While most poets--multi-cultural modernists, post-modernism, academic modernists--together refused to follow New Formalism's return to pre-modernist poetry, a more rhymed verse did occur in the streets of big cities of California: rap/hip-hop/slam poetry. Rap poets like Tupac Shakur combined the tradition of African-American boasting street talk with a creative use of rhymed couplets they developed. Rap poetry, issued on CDs through record companies, was the only truly popular American poetry in this period, having international influence. Rap poetry also give voice to those locked into big city poor neighborhods like Compton in Los Angeles. By 2005 academic critics at both the Western American Literature conference in Los Angeles and the MLA in Washington D.C. had panels on the poetry of Tupac Shakur, the first sign of mainstream literary recognition of rap poetry.

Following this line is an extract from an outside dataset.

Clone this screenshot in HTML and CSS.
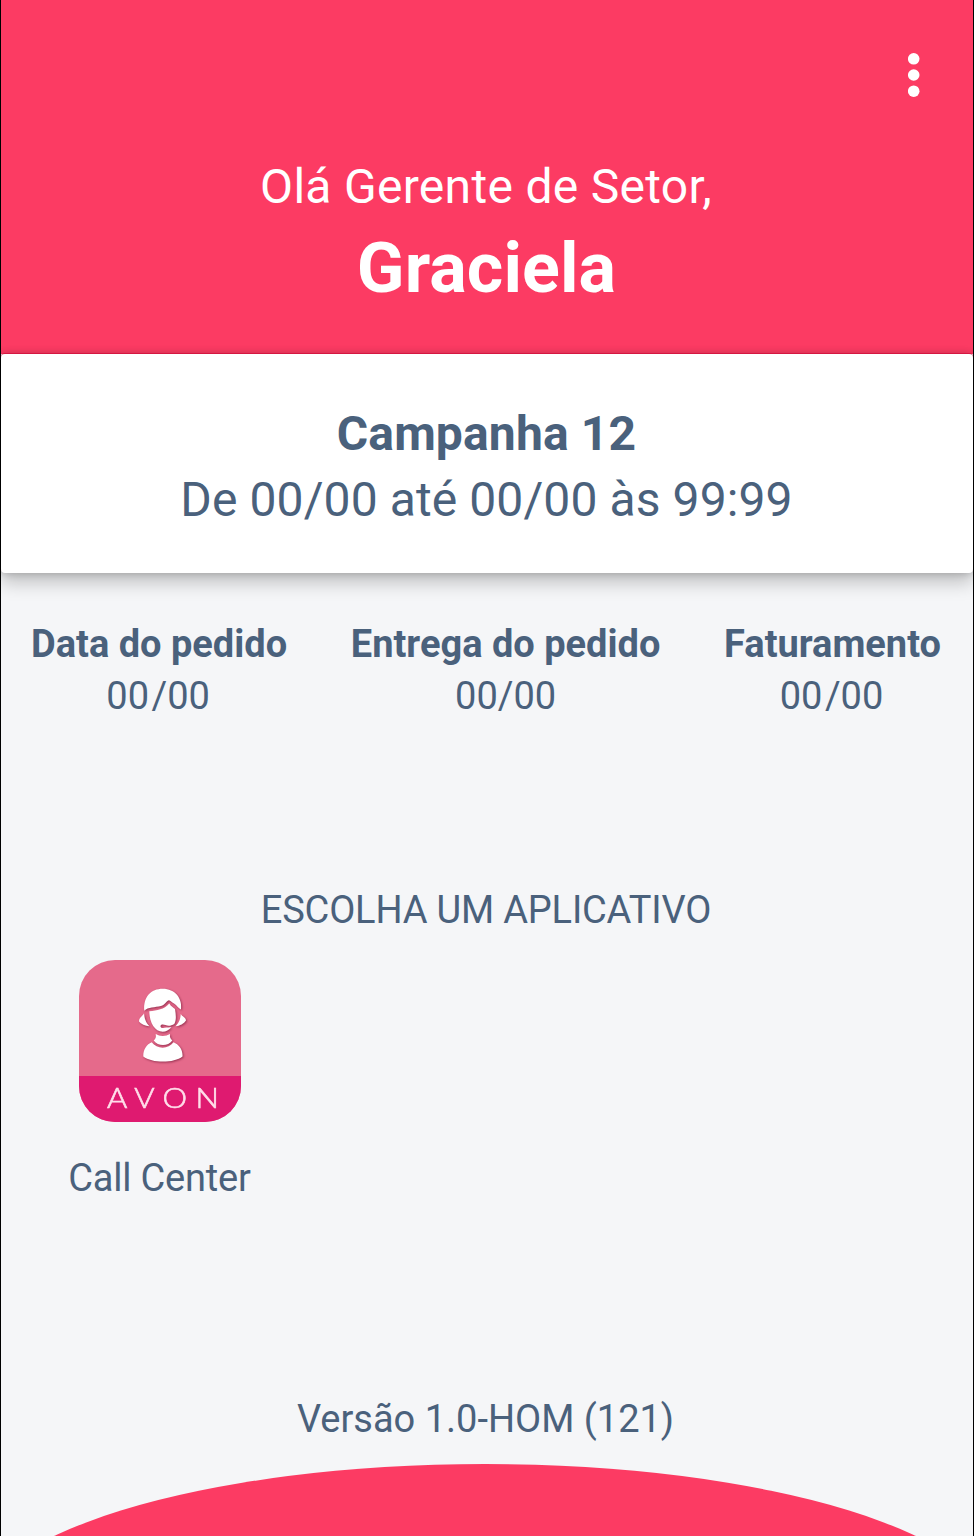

California poetry of the last part of the 20th century has diversified, both geographically across the state and also in terms of ethnicity, race and gender. Competing schools of poets have argued with each other: multi-cultural and women's/gay poetry, Language School, New Formalists, hip-hop, and traditional academics. The latter part of the 20th century has seen great growth and diversification in California poetry. In the later part of the 20th century California has become a hotbed of innovation in American poetry.